__Problem description__.
Every line below should be copied exactly; drop the pictures.

-- START Collected data --

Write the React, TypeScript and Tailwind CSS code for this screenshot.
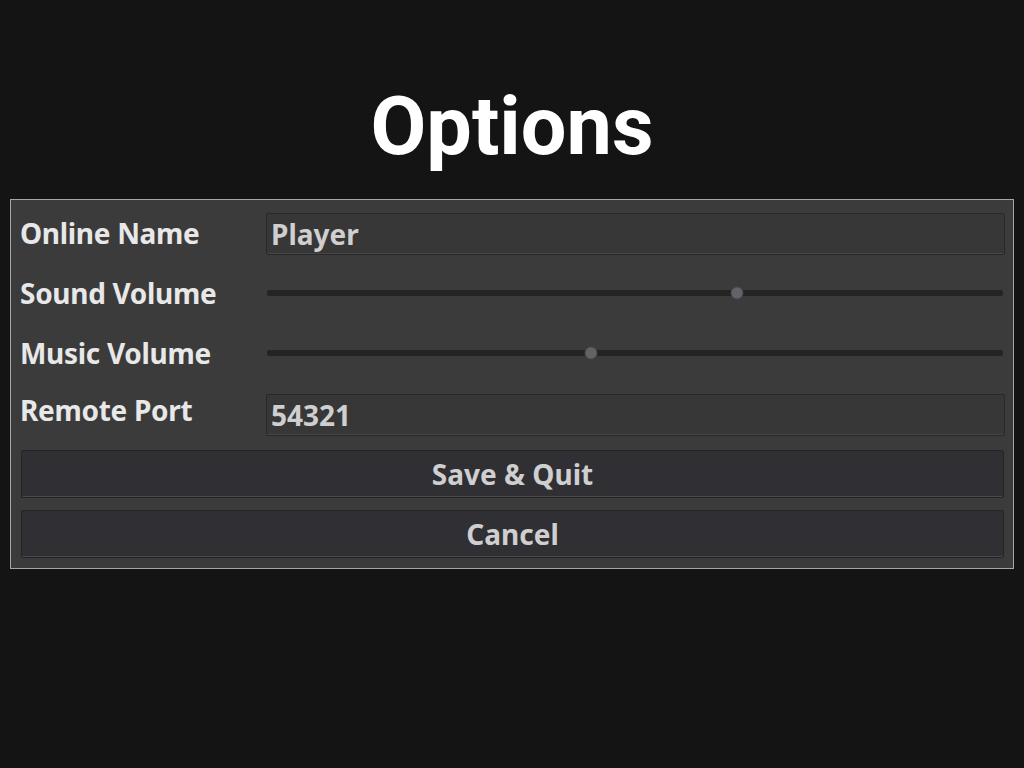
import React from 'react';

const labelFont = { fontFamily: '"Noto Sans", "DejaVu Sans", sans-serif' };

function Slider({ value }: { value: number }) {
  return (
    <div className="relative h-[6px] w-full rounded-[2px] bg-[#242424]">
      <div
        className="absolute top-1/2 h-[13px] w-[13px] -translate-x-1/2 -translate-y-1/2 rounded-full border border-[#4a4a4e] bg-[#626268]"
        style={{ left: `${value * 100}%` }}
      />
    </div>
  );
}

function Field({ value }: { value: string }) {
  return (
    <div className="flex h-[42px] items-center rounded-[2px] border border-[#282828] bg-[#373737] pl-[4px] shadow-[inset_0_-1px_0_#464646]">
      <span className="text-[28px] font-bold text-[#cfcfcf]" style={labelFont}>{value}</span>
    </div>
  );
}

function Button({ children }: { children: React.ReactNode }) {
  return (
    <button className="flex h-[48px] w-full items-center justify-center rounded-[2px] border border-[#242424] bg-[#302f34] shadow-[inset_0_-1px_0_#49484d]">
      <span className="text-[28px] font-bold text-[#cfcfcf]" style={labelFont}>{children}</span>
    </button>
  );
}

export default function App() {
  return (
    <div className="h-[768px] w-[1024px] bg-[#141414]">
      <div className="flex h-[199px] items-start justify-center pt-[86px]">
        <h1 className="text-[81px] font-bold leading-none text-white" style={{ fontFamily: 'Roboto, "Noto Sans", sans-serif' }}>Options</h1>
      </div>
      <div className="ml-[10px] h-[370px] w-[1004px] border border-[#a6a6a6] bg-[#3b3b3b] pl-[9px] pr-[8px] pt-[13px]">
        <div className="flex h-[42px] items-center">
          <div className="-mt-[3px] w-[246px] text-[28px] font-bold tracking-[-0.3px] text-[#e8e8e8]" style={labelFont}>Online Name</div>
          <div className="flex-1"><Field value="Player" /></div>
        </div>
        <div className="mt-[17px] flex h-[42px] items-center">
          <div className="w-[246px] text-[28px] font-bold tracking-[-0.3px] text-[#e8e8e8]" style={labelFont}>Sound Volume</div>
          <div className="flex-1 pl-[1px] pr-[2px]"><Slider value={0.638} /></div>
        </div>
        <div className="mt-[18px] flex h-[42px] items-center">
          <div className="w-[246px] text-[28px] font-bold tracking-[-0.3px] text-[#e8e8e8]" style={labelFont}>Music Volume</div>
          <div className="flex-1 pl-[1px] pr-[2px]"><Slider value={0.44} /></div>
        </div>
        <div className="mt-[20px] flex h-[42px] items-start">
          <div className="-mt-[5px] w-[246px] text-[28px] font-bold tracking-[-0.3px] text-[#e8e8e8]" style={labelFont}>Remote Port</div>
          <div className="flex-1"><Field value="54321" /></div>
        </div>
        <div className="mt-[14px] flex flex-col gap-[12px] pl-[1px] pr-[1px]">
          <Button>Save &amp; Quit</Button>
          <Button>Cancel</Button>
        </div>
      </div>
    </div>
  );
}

-- END Collected data --

__Result of the exercise__.
Write the React, TypeScript and Tailwind CSS code for this screenshot.
import React from 'react';

const labelFont = { fontFamily: '"Noto Sans", "DejaVu Sans", sans-serif' };

function Slider({ value }: { value: number }) {
  return (
    <div className="relative h-[6px] w-full rounded-[2px] bg-[#242424]">
      <div
        className="absolute top-1/2 h-[13px] w-[13px] -translate-x-1/2 -translate-y-1/2 rounded-full border border-[#4a4a4e] bg-[#626268]"
        style={{ left: `${value * 100}%` }}
      />
    </div>
  );
}

function Field({ value }: { value: string }) {
  return (
    <div className="flex h-[42px] items-center rounded-[2px] border border-[#282828] bg-[#373737] pl-[4px] shadow-[inset_0_-1px_0_#464646]">
      <span className="text-[28px] font-bold text-[#cfcfcf]" style={labelFont}>{value}</span>
    </div>
  );
}

function Button({ children }: { children: React.ReactNode }) {
  return (
    <button className="flex h-[48px] w-full items-center justify-center rounded-[2px] border border-[#242424] bg-[#302f34] shadow-[inset_0_-1px_0_#49484d]">
      <span className="text-[28px] font-bold text-[#cfcfcf]" style={labelFont}>{children}</span>
    </button>
  );
}

export default function App() {
  return (
    <div className="h-[768px] w-[1024px] bg-[#141414]">
      <div className="flex h-[199px] items-start justify-center pt-[86px]">
        <h1 className="text-[81px] font-bold leading-none text-white" style={{ fontFamily: 'Roboto, "Noto Sans", sans-serif' }}>Options</h1>
      </div>
      <div className="ml-[10px] h-[370px] w-[1004px] border border-[#a6a6a6] bg-[#3b3b3b] pl-[9px] pr-[8px] pt-[13px]">
        <div className="flex h-[42px] items-center">
          <div className="-mt-[3px] w-[246px] text-[28px] font-bold tracking-[-0.3px] text-[#e8e8e8]" style={labelFont}>Online Name</div>
          <div className="flex-1"><Field value="Player" /></div>
        </div>
        <div className="mt-[17px] flex h-[42px] items-center">
          <div className="w-[246px] text-[28px] font-bold tracking-[-0.3px] text-[#e8e8e8]" style={labelFont}>Sound Volume</div>
          <div className="flex-1 pl-[1px] pr-[2px]"><Slider value={0.638} /></div>
        </div>
        <div className="mt-[18px] flex h-[42px] items-center">
          <div className="w-[246px] text-[28px] font-bold tracking-[-0.3px] text-[#e8e8e8]" style={labelFont}>Music Volume</div>
          <div className="flex-1 pl-[1px] pr-[2px]"><Slider value={0.44} /></div>
        </div>
        <div className="mt-[20px] flex h-[42px] items-start">
          <div className="-mt-[5px] w-[246px] text-[28px] font-bold tracking-[-0.3px] text-[#e8e8e8]" style={labelFont}>Remote Port</div>
          <div className="flex-1"><Field value="54321" /></div>
        </div>
        <div className="mt-[14px] flex flex-col gap-[12px] pl-[1px] pr-[1px]">
          <Button>Save &amp; Quit</Button>
          <Button>Cancel</Button>
        </div>
      </div>
    </div>
  );
}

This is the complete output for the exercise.